U.S. Steps Up Chemical Warfare Against Colombia

Environmental News Network reports that the Colombian government has begun fulfilling one of its obligations under a $1.3 billion U.S. aid package approved last summer and stepped up its aerial spraying of herbicides in southern Colombia.

The Colombian army estimates that about 75,000 acres of coca plants have been eradicated through intensive spraying of Roundup Ultra. ENN reports that the herbicide is being sprayed indiscriminately and so also wipes out non-narcotics crops as well including corn and yucca plantings.

Four Colombian governors recently traveled to the United States to demand an end to the program, with Guillermo Jaramillo Martinez, governor of Tolima, stating the obvious that, “The farmers are the weakest in the narcotics traffic chain. They are cultivating illegal crops because they have no other alternative.”
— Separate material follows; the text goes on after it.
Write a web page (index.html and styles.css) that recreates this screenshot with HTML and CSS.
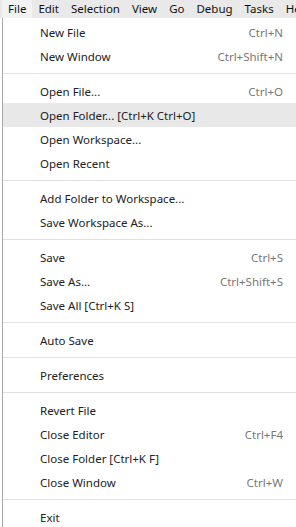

And, of course, even if the eradication program is effective it will still have a perverse effect on Colombian agriculture. Any resulting decline in cocaine supply to the United States would simply cause an increase in prices which would provide ever more incentive for farmers to find ways to grow coca in spite of the spraying (not to mention fueling more violent drug-related crime in the United States that usually accompanies increases in drug prices).

That economic theory of drug demand and supply is confirmed by the fact that since the eradication efforts began seriously in the early 1990s, the amount of land cultivated for coca has tripled.

Like an addict who thinks that just one more hit will make everything better, however, the U.S. government can’t seem to get enough of its attempts to use chemicals to make its domestic drug abuse problem go away.

Source:

War on drugs takes toll on environment. Margot Higgins, Environmental News Network, March 21, 2001.